Price covers a lot more in this book: his experiences with his group, Heretics Anonymous; how his wife Carol is better in certain social situations than he is (and I thought I was the only one who brought a book to a social gathering!); the development of the concept of Satan within ancient Judaism; and how it is better to see life as random rather than to think that God causes everything (good and bad).  I myself wrestle with the question of whether God protects me and my loved ones (a la Psalm 91), and how one can account for the times when that does not seem to be the case.  I cannot say that my beliefs on this are consistent; I guess that I lean towards the idea that I can turn to God in times of peril, and that those times can be opportunities for me to grow and build character (and Price is actually open to the latter).

In any case, there is a lot more territory that I can cover in this book write-up.

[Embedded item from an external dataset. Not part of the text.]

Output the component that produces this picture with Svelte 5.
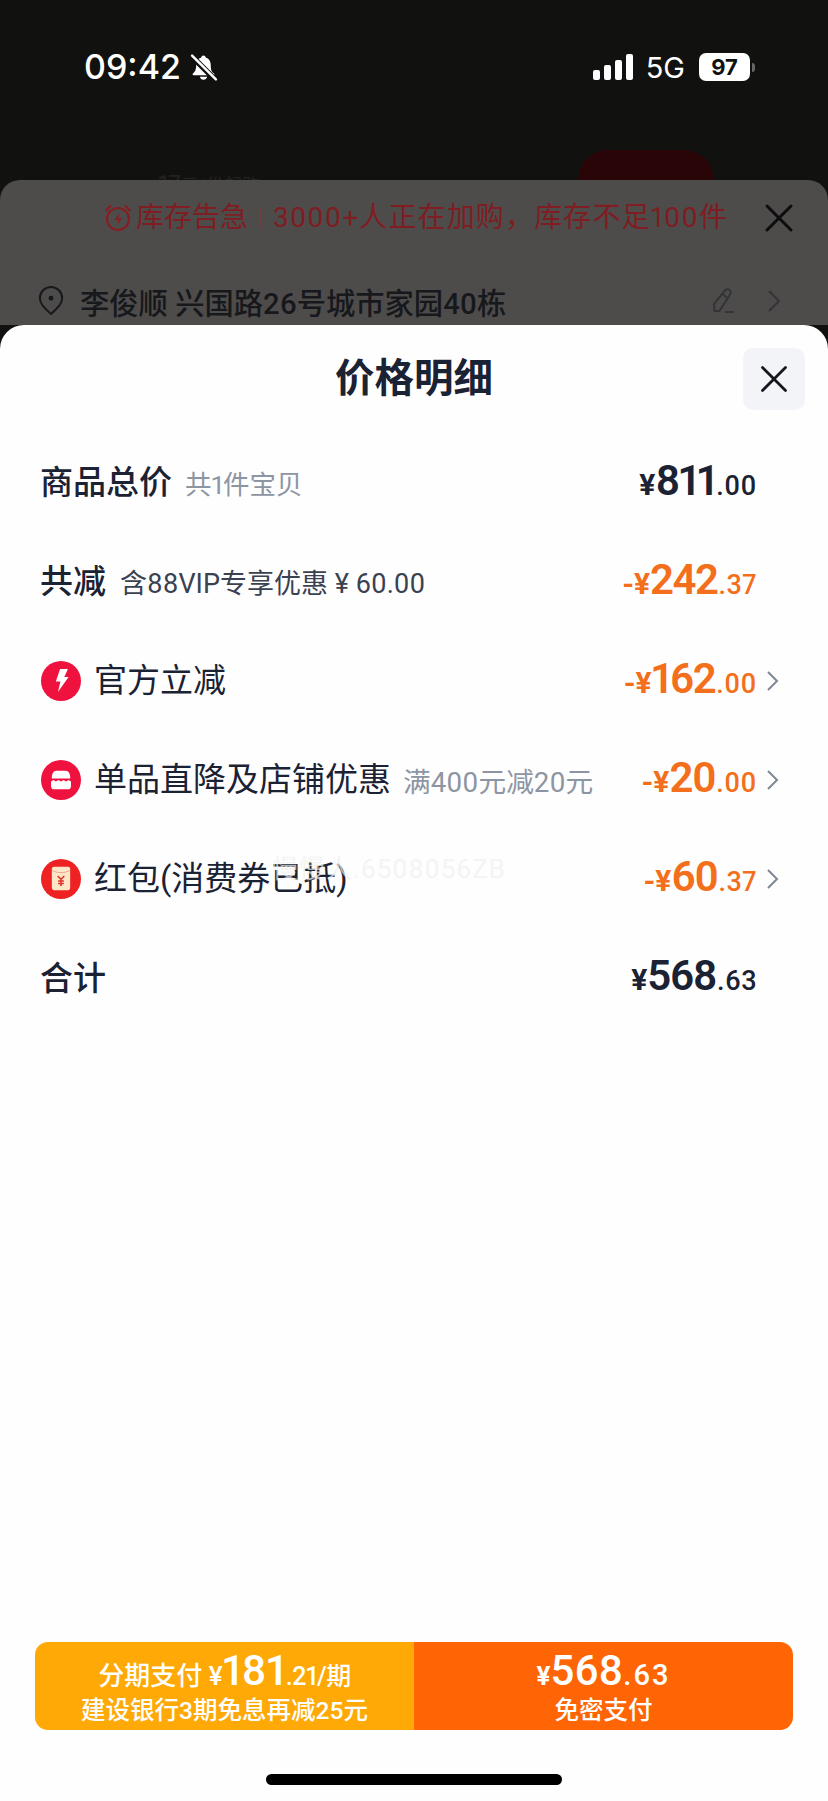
<script>
    const rows = [
        {label: "官方立减", icon: "bolt", amount: "162", cents: "00"},
        {label: "单品直降及店铺优惠", icon: "shop", note: "满400元减20元", amount: "20", cents: "00"},
        {label: "红包(消费券已抵)", icon: "packet", amount: "60", cents: "37"}
    ];
</script>

<div class="page">
    <div class="top">
        <div class="status">
            <div class="clock">
                <span class="time">09:42</span>
                <svg class="bell" width="29" height="29" viewBox="0 0 28 28" aria-hidden="true">
                    <path d="M14 2.500c-1.200 0-2 .9-2.100 1.900C8.600 5.400 7 8.200 7 11.500c0 4-1 6.500-3.200 8.400-.7.6-.3 1.600.6 1.600h19.200c.9 0 1.300-1 .6-1.600C21.500 18 21 15.500 21 11.500c0-3.300-1.600-6.100-4.900-7.100C16 3.400 15.200 2.500 14 2.500z" fill="#fff"/>
                    <path d="M10.500 23a3.600 3.600 0 0 0 7 0z" fill="#fff"/>
                    <path d="M2 2.500 26 26.500" stroke="#111" stroke-width="5.500"/>
                    <path d="M3 2.500 26 25.500" stroke="#fff" stroke-width="2.400" stroke-linecap="round"/>
                </svg>
            </div>
            <div class="sys">
                <div class="bars"><i class="b1"></i><i class="b2"></i><i class="b3"></i><i class="b4"></i></div>
                <span class="net">5G</span>
                <span class="batt">97</span>
                <i class="nub"></i>
            </div>
        </div>
        <div class="peek">
            <span class="peek-num">17<small>元/份起购</small></span>
            <span class="peek-btn"></span>
        </div>
    </div>

    <div class="under">
        <div class="alert">
            <svg width="30" height="30" viewBox="0 0 30 30" fill="none" stroke="#861e23" stroke-width="2.200" aria-hidden="true">
                <circle cx="15" cy="16" r="11"/>
                <path d="M3 7.500 7.500 3M27 7.500 22.500 3" stroke-linecap="round"/>
                <path d="M16.500 9.500 11.500 17h4l-1.500 5.500 5-7.500h-4z" fill="#861e23" stroke="none"/>
            </svg>
            <span class="alert-text">库存告急</span>
            <i class="sep"></i>
            <span class="alert-text wide">3000+人正在加购，库存不足100件</span>
            <svg class="alert-x" width="30" height="30" viewBox="0 0 30 30" aria-hidden="true">
                <path d="M3 3 27 27M27 3 3 27" stroke="#0c0c0e" stroke-width="3" stroke-linecap="round"/>
            </svg>
        </div>
        <div class="addr">
            <svg width="26" height="32" viewBox="0 0 28 32" fill="none" stroke="#18191d" stroke-width="2.200" aria-hidden="true">
                <path d="M14 30C8 24.500 2 19.500 2 13a12 12 0 0 1 24 0c0 6.500-6 11.500-12 17z" stroke-linejoin="round"/>
                <circle cx="14" cy="13" r="2.600" fill="#18191d" stroke="none"/>
            </svg>
            <span class="addr-text">李俊顺 兴国路26号城市家园40栋</span>
            <svg class="pen" width="28" height="30" viewBox="0 0 28 30" fill="none" stroke="#333438" stroke-width="2" aria-hidden="true">
                <path d="M4 18 15 4.500a3.200 3.200 0 0 1 5 4L9.500 25H4.500z" stroke-linejoin="round"/>
                <path d="M12.500 8 18 12.500M15 26h9"/>
            </svg>
            <svg width="14" height="24" viewBox="0 0 14 24" fill="none" stroke="#333438" stroke-width="2" aria-hidden="true">
                <path d="M2 2 12 12 2 22"/>
            </svg>
        </div>
    </div>

    <div class="sheet">
        <header>
            <h1>价格明细</h1>
            <button type="button" class="close" aria-label="关闭">
                <svg width="28" height="28" viewBox="0 0 28 28" aria-hidden="true">
                    <path d="M2.500 2.500 25.500 25.500M25.500 2.500 2.500 25.500" stroke="#14171f" stroke-width="2.800" stroke-linecap="round"/>
                </svg>
            </button>
        </header>

        <div class="row">
            <span class="label strong">商品总价</span>
            <span class="note note-first">共1件宝贝</span>
            <span class="price"><em>¥</em><b>811</b><s>.00</s></span>
        </div>
        <div class="row">
            <span class="label strong">共减</span>
            <span class="vip">含88VIP专享优惠 ¥ 60.00</span>
            <span class="price off"><em>-¥</em><b>242</b><s>.37</s></span>
        </div>

        {#each rows as row}
            <div class="row">
                <span class="badge" class:packet={row.icon === "packet"}>
                    {#if row.icon === "bolt"}
                        <svg width="17" height="25" viewBox="0 0 24 28" preserveAspectRatio="none" aria-hidden="true">
                            <path d="M10 1h11l-5 9h6L7 27l3.500-12H4z" fill="#fff"/>
                        </svg>
                    {:else if row.icon === "shop"}
                        <svg width="22" height="20" viewBox="0 0 28 26" aria-hidden="true">
                            <path d="M8 1h12c4 0 6 4 6 10H2C2 5 4 1 8 1z" fill="#fff"/>
                            <path d="M1 15l3.200-2 3.200 2 3.300-2 3.300 2 3.300-2 3.300 2 3.200-2 3.200 2v6a4 4 0 0 1-4 4H5a4 4 0 0 1-4-4z" fill="#fff"/>
                        </svg>
                    {:else}
                        <svg width="20" height="25" viewBox="0 0 24 30" aria-hidden="true">
                            <rect x="1" y="1" width="22" height="28" rx="2.500" fill="#fde7c8"/>
                            <path d="M1 5c6 4 16 4 22 0" fill="none" stroke="#e8a98a" stroke-width="1.200"/>
                            <path d="M8 12l4 4 4-4M12 16v8M8.500 18h7M8.500 21h7" fill="none" stroke="#e2362d" stroke-width="2"/>
                        </svg>
                    {/if}
                </span>
                <span class="label">{row.label}</span>
                {#if row.note}<span class="note">{row.note}</span>{/if}
                <span class="price off"><em>-¥</em><b>{row.amount}</b><s>.{row.cents}</s></span>
                <svg class="chev" width="13" height="22" viewBox="0 0 13 22" fill="none" stroke="#7f8794" stroke-width="2" aria-hidden="true">
                    <path d="M2 2 11 11 2 20"/>
                </svg>
            </div>
        {/each}

        <div class="row total">
            <span class="label strong">合计</span>
            <span class="price"><em>¥</em><b>568</b><s>.63</s></span>
        </div>

        <span class="mark">慢慢人.6508056ZB</span>

        <footer>
            <div class="pay">
                <div class="pay-side split">
                    <div class="pay-main"><span>分期支付 ¥</span><b>181</b><span class="tail">.21/期</span></div>
                    <div class="pay-sub">建设银行3期免息再减25元</div>
                </div>
                <div class="pay-side direct">
                    <div class="pay-main"><span class="yen">¥</span><b>568</b><span class="tail wide">.63</span></div>
                    <div class="pay-sub">免密支付</div>
                </div>
            </div>
            <div class="home"></div>
        </footer>
    </div>
</div>

<style>
    :global(body) {
        margin: 0;
        background: #111;
    }

    .page {
        width: 828px;
        height: 1801px;
        display: flex;
        flex-direction: column;
        overflow: hidden;
        background: #111110;
        font-family: Roboto, "Noto Sans CJK SC", sans-serif;
        font-variant-numeric: proportional-nums;
    }

    .top {
        height: 180px;
        overflow: hidden;
    }

    .status {
        display: flex;
        justify-content: space-between;
        align-items: center;
        height: 134px;
        padding: 0 0 0 84px;
    }

    .clock {
        display: flex;
        align-items: center;
        gap: 8px;
        color: #fff;
    }

    .time {
        font-family: Inter, sans-serif;
        font-size: 34px;
        font-weight: 500;
        line-height: 40px;
    }

    .sys {
        display: flex;
        align-items: center;
        color: #fff;
        padding-right: 73px;
    }

    .bars {
        display: flex;
        align-items: flex-end;
        gap: 4px;
        height: 26px;
    }

    .bars i {
        width: 7px;
        border-radius: 2px;
        background: #fff;
    }

    .b1 { height: 10px; }
    .b2 { height: 15px; }
    .b3 { height: 20px; }
    .b4 { height: 26px; }

    .net {
        margin-left: 13px;
        font-family: Inter, sans-serif;
        font-size: 29px;
        font-weight: 400;
    }

    .batt {
        margin-left: 14px;
        width: 51px;
        height: 28px;
        border-radius: 7px;
        background: #fff;
        color: #111;
        font-family: Inter, sans-serif;
        font-size: 22px;
        font-weight: 700;
        line-height: 28px;
        text-align: center;
    }

    .nub {
        width: 3px;
        height: 9px;
        margin-left: 2px;
        border-radius: 0 3px 3px 0;
        background: #666;
    }

    .peek {
        position: relative;
        height: 46px;
    }

    .peek-num {
        position: absolute;
        left: 158px;
        top: 36px;
        color: #222;
        font-size: 24px;
    }

    .peek-num small {
        font-size: 18px;
    }

    .peek-btn {
        position: absolute;
        left: 578px;
        top: 16px;
        width: 136px;
        height: 60px;
        border-radius: 30px;
        background: #2a0508;
    }

    .under {
        height: 145px;
        box-sizing: border-box;
        border-radius: 20px 20px 0 0;
        background: #4d4c4b;
    }

    .alert {
        display: flex;
        align-items: center;
        height: 76px;
        padding-left: 103px;
        color: #7f1d22;
    }

    .alert-text {
        font-size: 28px;
        line-height: 76px;
        margin-left: 3px;
    }

    .alert-text.wide {
        margin-left: 0;
        letter-spacing: 1.150px;
    }

    .sep {
        width: 1px;
        height: 22px;
        margin: 0 12px;
        background: #70403f;
    }

    .alert-x {
        margin-left: auto;
        margin-right: 34px;
    }

    .addr {
        display: flex;
        align-items: center;
        height: 46px;
        margin-top: 22px;
        padding: 0 47px 0 38px;
        color: #17181c;
    }

    .addr-text {
        margin-left: 16px;
        font-size: 29.300px;
        font-weight: 500;
    }

    .pen {
        margin-left: auto;
        margin-right: 29px;
    }

    .sheet {
        position: relative;
        flex: 1;
        display: flex;
        flex-direction: column;
        border-radius: 24px 24px 0 0;
        background: #fefefe;
        color: #1a2233;
    }

    header {
        position: relative;
        height: 108px;
        flex: none;
    }

    h1 {
        margin: 0;
        padding-top: 24px;
        font-size: 39.500px;
        font-weight: 600;
        line-height: 60px;
        text-align: center;
    }

    .close {
        position: absolute;
        top: 23px;
        right: 23px;
        width: 62px;
        height: 62px;
        padding: 0;
        display: flex;
        align-items: center;
        justify-content: center;
        border: none;
        border-radius: 10px;
        background: #f2f4f7;
    }

    .row {
        display: flex;
        align-items: center;
        height: 99px;
        flex: none;
        padding: 0 71px 0 40px;
    }

    .row.total .label {
        margin-top: 2px;
    }

    .label {
        font-size: 33px;
        line-height: 44px;
    }

    .label.strong {
        font-weight: 500;
    }

    .note {
        margin-left: 12px;
        color: #8d95a3;
        font-size: 27.700px;
    }

    .note-first {
        margin-left: 13px;
        font-size: 26.500px;
    }

    .vip {
        margin-left: 14px;
        color: #3a4150;
        font-size: 27px;
    }

    .price {
        margin-left: auto;
        margin-bottom: 4px;
        display: flex;
        align-items: baseline;
        font-weight: 700;
    }

    .price em {
        font-size: 30px;
        font-style: normal;
    }

    .price b {
        font-size: 42px;
        font-weight: 600;
        line-height: 44px;
        letter-spacing: -1.500px;
    }

    .price s {
        margin-left: 1px;
        font-size: 27px;
        font-weight: 500;
        letter-spacing: 0.500px;
        text-decoration: none;
    }

    .price.off {
        color: #f36f1c;
    }

    .badge {
        width: 40px;
        height: 40px;
        margin-left: 1px;
        margin-right: 13px;
        display: flex;
        align-items: center;
        justify-content: center;
        border-radius: 50%;
        background: #f0123e;
    }

    .badge.packet {
        background: #ee2222;
    }

    .row:has(.chev) {
        padding-right: 49px;
    }

    .chev {
        margin-left: 9px;
    }

    .mark {
        position: absolute;
        left: 272px;
        top: 523px;
        color: #f0f0f0;
        font-size: 26px;
        letter-spacing: 1px;
        opacity: 0.7;
    }

    footer {
        margin-top: auto;
        padding: 0 35px 16px;
    }

    .pay {
        display: flex;
        height: 88px;
        border-radius: 13px;
        overflow: hidden;
        color: #fff;
    }

    .pay-side {
        flex: 1;
        display: flex;
        flex-direction: column;
        align-items: center;
        justify-content: center;
    }

    .split {
        background: #ffa907;
    }

    .direct {
        background: #ff6405;
    }

    .pay-main {
        display: flex;
        align-items: baseline;
        height: 50px;
        font-size: 26px;
        font-weight: 500;
        line-height: 50px;
    }

    .pay-main b {
        font-size: 42px;
        font-weight: 500;
    }

    .tail {
        font-size: 25px;
        letter-spacing: -0.500px;
    }

    .tail.wide {
        font-size: 29px;
        letter-spacing: 2px;
    }

    .yen {
        font-weight: 700;
    }

    .pay-sub {
        height: 30px;
        font-size: 24.500px;
        font-weight: 500;
        line-height: 30px;
    }

    .home {
        width: 296px;
        height: 11px;
        margin: 44px auto 0;
        border-radius: 6px;
        background: #000;
    }
</style>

I do not feel a great desire to read Rick Warren’s book after reading Price’s response to it, but Warren did make one point that I liked.  In Acts 28, after a shipwreck, Paul is gathering firewood to build a fire for the shipwrecked.  Warren appealed to this story as an example of Paul having a servant attitude, but Price believed that Warren was going too far, and that this detail was in the story simply to set the stage for Paul to be bitten by a serpent, without getting sick or dying afterwards.  I kind of like Warren’s observation and homiletical application of the text, though: Paul was thinking of others and their comfort, even though he himself was tired, and he was willing to pitch in and help.